• [Task goal] Write out the data again in full, exactly as it reads.

• [Dataset content]
○ ○ ○
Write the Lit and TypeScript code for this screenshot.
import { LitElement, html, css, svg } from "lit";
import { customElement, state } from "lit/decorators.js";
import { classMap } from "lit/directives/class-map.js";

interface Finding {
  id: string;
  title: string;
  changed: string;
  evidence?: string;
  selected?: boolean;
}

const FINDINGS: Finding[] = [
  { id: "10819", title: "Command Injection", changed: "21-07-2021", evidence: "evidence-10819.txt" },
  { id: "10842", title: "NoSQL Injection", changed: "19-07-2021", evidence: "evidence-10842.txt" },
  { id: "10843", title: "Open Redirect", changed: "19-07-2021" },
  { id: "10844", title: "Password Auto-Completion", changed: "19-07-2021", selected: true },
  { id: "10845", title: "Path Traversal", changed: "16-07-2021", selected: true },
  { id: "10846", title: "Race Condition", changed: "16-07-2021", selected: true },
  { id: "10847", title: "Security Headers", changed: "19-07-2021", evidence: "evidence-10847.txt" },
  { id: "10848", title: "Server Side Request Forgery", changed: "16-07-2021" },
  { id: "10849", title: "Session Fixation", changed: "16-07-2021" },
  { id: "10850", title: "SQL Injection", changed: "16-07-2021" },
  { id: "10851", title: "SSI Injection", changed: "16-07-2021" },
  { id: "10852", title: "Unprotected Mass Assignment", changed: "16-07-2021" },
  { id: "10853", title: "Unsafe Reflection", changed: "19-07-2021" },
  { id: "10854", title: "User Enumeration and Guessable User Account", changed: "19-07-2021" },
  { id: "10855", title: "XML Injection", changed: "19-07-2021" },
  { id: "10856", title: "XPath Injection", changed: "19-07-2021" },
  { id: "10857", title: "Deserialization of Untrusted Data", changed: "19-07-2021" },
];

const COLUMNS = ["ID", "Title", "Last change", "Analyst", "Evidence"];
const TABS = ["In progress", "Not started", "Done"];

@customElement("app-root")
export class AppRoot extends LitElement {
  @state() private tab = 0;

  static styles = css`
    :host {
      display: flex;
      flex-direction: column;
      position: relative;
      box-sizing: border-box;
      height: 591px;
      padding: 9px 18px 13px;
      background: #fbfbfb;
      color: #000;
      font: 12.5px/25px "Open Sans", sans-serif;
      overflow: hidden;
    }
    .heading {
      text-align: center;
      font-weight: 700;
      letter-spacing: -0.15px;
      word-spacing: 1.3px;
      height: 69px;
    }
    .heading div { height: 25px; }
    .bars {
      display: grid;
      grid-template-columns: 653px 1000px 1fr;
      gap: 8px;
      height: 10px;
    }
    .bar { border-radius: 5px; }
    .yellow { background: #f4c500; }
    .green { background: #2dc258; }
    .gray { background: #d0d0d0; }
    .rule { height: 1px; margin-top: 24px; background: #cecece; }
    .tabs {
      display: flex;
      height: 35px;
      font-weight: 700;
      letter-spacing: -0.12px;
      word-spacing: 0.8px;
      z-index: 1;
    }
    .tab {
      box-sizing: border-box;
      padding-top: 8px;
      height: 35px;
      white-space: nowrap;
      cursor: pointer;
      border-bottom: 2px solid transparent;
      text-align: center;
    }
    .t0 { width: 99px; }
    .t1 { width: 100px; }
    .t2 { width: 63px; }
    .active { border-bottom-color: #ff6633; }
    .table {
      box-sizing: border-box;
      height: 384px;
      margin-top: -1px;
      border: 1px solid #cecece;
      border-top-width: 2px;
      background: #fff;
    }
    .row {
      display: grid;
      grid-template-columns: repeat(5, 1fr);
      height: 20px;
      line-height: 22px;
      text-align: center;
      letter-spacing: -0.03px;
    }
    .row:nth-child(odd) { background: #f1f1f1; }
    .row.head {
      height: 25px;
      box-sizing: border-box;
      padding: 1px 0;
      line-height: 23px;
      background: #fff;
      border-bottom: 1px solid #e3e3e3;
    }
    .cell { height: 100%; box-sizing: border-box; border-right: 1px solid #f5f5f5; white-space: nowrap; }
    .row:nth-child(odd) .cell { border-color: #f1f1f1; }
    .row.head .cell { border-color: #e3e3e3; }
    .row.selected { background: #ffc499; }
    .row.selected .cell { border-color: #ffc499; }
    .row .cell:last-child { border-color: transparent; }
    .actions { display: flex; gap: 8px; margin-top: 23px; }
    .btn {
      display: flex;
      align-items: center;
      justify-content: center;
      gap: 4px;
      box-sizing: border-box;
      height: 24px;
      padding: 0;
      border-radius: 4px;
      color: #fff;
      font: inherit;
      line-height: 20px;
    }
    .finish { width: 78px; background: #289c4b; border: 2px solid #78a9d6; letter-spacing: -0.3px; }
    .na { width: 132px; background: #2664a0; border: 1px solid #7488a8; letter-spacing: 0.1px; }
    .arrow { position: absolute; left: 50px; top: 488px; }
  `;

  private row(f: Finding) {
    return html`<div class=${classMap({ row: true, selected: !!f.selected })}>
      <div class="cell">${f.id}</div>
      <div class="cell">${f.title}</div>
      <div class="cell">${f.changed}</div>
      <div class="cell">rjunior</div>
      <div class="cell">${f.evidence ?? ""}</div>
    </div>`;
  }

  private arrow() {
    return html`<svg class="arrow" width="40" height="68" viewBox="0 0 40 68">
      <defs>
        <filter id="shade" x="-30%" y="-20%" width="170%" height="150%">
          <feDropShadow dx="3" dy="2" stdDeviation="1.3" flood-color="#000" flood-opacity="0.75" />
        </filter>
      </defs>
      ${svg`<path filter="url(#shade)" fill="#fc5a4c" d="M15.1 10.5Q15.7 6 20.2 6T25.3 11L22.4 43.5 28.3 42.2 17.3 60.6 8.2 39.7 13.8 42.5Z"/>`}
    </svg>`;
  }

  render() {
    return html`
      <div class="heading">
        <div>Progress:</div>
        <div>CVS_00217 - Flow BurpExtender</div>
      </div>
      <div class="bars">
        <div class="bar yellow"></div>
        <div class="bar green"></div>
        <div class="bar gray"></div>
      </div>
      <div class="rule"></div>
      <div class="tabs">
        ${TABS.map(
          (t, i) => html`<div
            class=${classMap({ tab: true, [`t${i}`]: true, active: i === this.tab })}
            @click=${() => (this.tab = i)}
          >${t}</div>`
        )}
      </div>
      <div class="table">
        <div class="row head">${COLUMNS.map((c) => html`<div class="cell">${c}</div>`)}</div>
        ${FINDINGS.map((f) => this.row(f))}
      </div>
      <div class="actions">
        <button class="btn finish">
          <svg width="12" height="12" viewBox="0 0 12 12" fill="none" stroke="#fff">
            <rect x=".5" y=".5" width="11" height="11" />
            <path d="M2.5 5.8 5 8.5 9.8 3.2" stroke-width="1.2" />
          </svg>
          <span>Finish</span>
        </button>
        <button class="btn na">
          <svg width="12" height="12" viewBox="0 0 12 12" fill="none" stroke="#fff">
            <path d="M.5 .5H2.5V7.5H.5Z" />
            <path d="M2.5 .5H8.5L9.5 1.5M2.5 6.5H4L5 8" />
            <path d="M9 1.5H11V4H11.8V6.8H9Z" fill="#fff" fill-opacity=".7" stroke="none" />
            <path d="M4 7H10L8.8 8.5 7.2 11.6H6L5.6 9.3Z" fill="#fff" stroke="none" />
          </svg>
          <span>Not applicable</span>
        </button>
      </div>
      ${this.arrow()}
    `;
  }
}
○ ○ ○
• [Completed exercise]
Write the Lit and TypeScript code for this screenshot.
import { LitElement, html, css, svg } from "lit";
import { customElement, state } from "lit/decorators.js";
import { classMap } from "lit/directives/class-map.js";

interface Finding {
  id: string;
  title: string;
  changed: string;
  evidence?: string;
  selected?: boolean;
}

const FINDINGS: Finding[] = [
  { id: "10819", title: "Command Injection", changed: "21-07-2021", evidence: "evidence-10819.txt" },
  { id: "10842", title: "NoSQL Injection", changed: "19-07-2021", evidence: "evidence-10842.txt" },
  { id: "10843", title: "Open Redirect", changed: "19-07-2021" },
  { id: "10844", title: "Password Auto-Completion", changed: "19-07-2021", selected: true },
  { id: "10845", title: "Path Traversal", changed: "16-07-2021", selected: true },
  { id: "10846", title: "Race Condition", changed: "16-07-2021", selected: true },
  { id: "10847", title: "Security Headers", changed: "19-07-2021", evidence: "evidence-10847.txt" },
  { id: "10848", title: "Server Side Request Forgery", changed: "16-07-2021" },
  { id: "10849", title: "Session Fixation", changed: "16-07-2021" },
  { id: "10850", title: "SQL Injection", changed: "16-07-2021" },
  { id: "10851", title: "SSI Injection", changed: "16-07-2021" },
  { id: "10852", title: "Unprotected Mass Assignment", changed: "16-07-2021" },
  { id: "10853", title: "Unsafe Reflection", changed: "19-07-2021" },
  { id: "10854", title: "User Enumeration and Guessable User Account", changed: "19-07-2021" },
  { id: "10855", title: "XML Injection", changed: "19-07-2021" },
  { id: "10856", title: "XPath Injection", changed: "19-07-2021" },
  { id: "10857", title: "Deserialization of Untrusted Data", changed: "19-07-2021" },
];

const COLUMNS = ["ID", "Title", "Last change", "Analyst", "Evidence"];
const TABS = ["In progress", "Not started", "Done"];

@customElement("app-root")
export class AppRoot extends LitElement {
  @state() private tab = 0;

  static styles = css`
    :host {
      display: flex;
      flex-direction: column;
      position: relative;
      box-sizing: border-box;
      height: 591px;
      padding: 9px 18px 13px;
      background: #fbfbfb;
      color: #000;
      font: 12.5px/25px "Open Sans", sans-serif;
      overflow: hidden;
    }
    .heading {
      text-align: center;
      font-weight: 700;
      letter-spacing: -0.15px;
      word-spacing: 1.3px;
      height: 69px;
    }
    .heading div { height: 25px; }
    .bars {
      display: grid;
      grid-template-columns: 653px 1000px 1fr;
      gap: 8px;
      height: 10px;
    }
    .bar { border-radius: 5px; }
    .yellow { background: #f4c500; }
    .green { background: #2dc258; }
    .gray { background: #d0d0d0; }
    .rule { height: 1px; margin-top: 24px; background: #cecece; }
    .tabs {
      display: flex;
      height: 35px;
      font-weight: 700;
      letter-spacing: -0.12px;
      word-spacing: 0.8px;
      z-index: 1;
    }
    .tab {
      box-sizing: border-box;
      padding-top: 8px;
      height: 35px;
      white-space: nowrap;
      cursor: pointer;
      border-bottom: 2px solid transparent;
      text-align: center;
    }
    .t0 { width: 99px; }
    .t1 { width: 100px; }
    .t2 { width: 63px; }
    .active { border-bottom-color: #ff6633; }
    .table {
      box-sizing: border-box;
      height: 384px;
      margin-top: -1px;
      border: 1px solid #cecece;
      border-top-width: 2px;
      background: #fff;
    }
    .row {
      display: grid;
      grid-template-columns: repeat(5, 1fr);
      height: 20px;
      line-height: 22px;
      text-align: center;
      letter-spacing: -0.03px;
    }
    .row:nth-child(odd) { background: #f1f1f1; }
    .row.head {
      height: 25px;
      box-sizing: border-box;
      padding: 1px 0;
      line-height: 23px;
      background: #fff;
      border-bottom: 1px solid #e3e3e3;
    }
    .cell { height: 100%; box-sizing: border-box; border-right: 1px solid #f5f5f5; white-space: nowrap; }
    .row:nth-child(odd) .cell { border-color: #f1f1f1; }
    .row.head .cell { border-color: #e3e3e3; }
    .row.selected { background: #ffc499; }
    .row.selected .cell { border-color: #ffc499; }
    .row .cell:last-child { border-color: transparent; }
    .actions { display: flex; gap: 8px; margin-top: 23px; }
    .btn {
      display: flex;
      align-items: center;
      justify-content: center;
      gap: 4px;
      box-sizing: border-box;
      height: 24px;
      padding: 0;
      border-radius: 4px;
      color: #fff;
      font: inherit;
      line-height: 20px;
    }
    .finish { width: 78px; background: #289c4b; border: 2px solid #78a9d6; letter-spacing: -0.3px; }
    .na { width: 132px; background: #2664a0; border: 1px solid #7488a8; letter-spacing: 0.1px; }
    .arrow { position: absolute; left: 50px; top: 488px; }
  `;

  private row(f: Finding) {
    return html`<div class=${classMap({ row: true, selected: !!f.selected })}>
      <div class="cell">${f.id}</div>
      <div class="cell">${f.title}</div>
      <div class="cell">${f.changed}</div>
      <div class="cell">rjunior</div>
      <div class="cell">${f.evidence ?? ""}</div>
    </div>`;
  }

  private arrow() {
    return html`<svg class="arrow" width="40" height="68" viewBox="0 0 40 68">
      <defs>
        <filter id="shade" x="-30%" y="-20%" width="170%" height="150%">
          <feDropShadow dx="3" dy="2" stdDeviation="1.3" flood-color="#000" flood-opacity="0.75" />
        </filter>
      </defs>
      ${svg`<path filter="url(#shade)" fill="#fc5a4c" d="M15.1 10.5Q15.7 6 20.2 6T25.3 11L22.4 43.5 28.3 42.2 17.3 60.6 8.2 39.7 13.8 42.5Z"/>`}
    </svg>`;
  }

  render() {
    return html`
      <div class="heading">
        <div>Progress:</div>
        <div>CVS_00217 - Flow BurpExtender</div>
      </div>
      <div class="bars">
        <div class="bar yellow"></div>
        <div class="bar green"></div>
        <div class="bar gray"></div>
      </div>
      <div class="rule"></div>
      <div class="tabs">
        ${TABS.map(
          (t, i) => html`<div
            class=${classMap({ tab: true, [`t${i}`]: true, active: i === this.tab })}
            @click=${() => (this.tab = i)}
          >${t}</div>`
        )}
      </div>
      <div class="table">
        <div class="row head">${COLUMNS.map((c) => html`<div class="cell">${c}</div>`)}</div>
        ${FINDINGS.map((f) => this.row(f))}
      </div>
      <div class="actions">
        <button class="btn finish">
          <svg width="12" height="12" viewBox="0 0 12 12" fill="none" stroke="#fff">
            <rect x=".5" y=".5" width="11" height="11" />
            <path d="M2.5 5.8 5 8.5 9.8 3.2" stroke-width="1.2" />
          </svg>
          <span>Finish</span>
        </button>
        <button class="btn na">
          <svg width="12" height="12" viewBox="0 0 12 12" fill="none" stroke="#fff">
            <path d="M.5 .5H2.5V7.5H.5Z" />
            <path d="M2.5 .5H8.5L9.5 1.5M2.5 6.5H4L5 8" />
            <path d="M9 1.5H11V4H11.8V6.8H9Z" fill="#fff" fill-opacity=".7" stroke="none" />
            <path d="M4 7H10L8.8 8.5 7.2 11.6H6L5.6 9.3Z" fill="#fff" stroke="none" />
          </svg>
          <span>Not applicable</span>
        </button>
      </div>
      ${this.arrow()}
    `;
  }
}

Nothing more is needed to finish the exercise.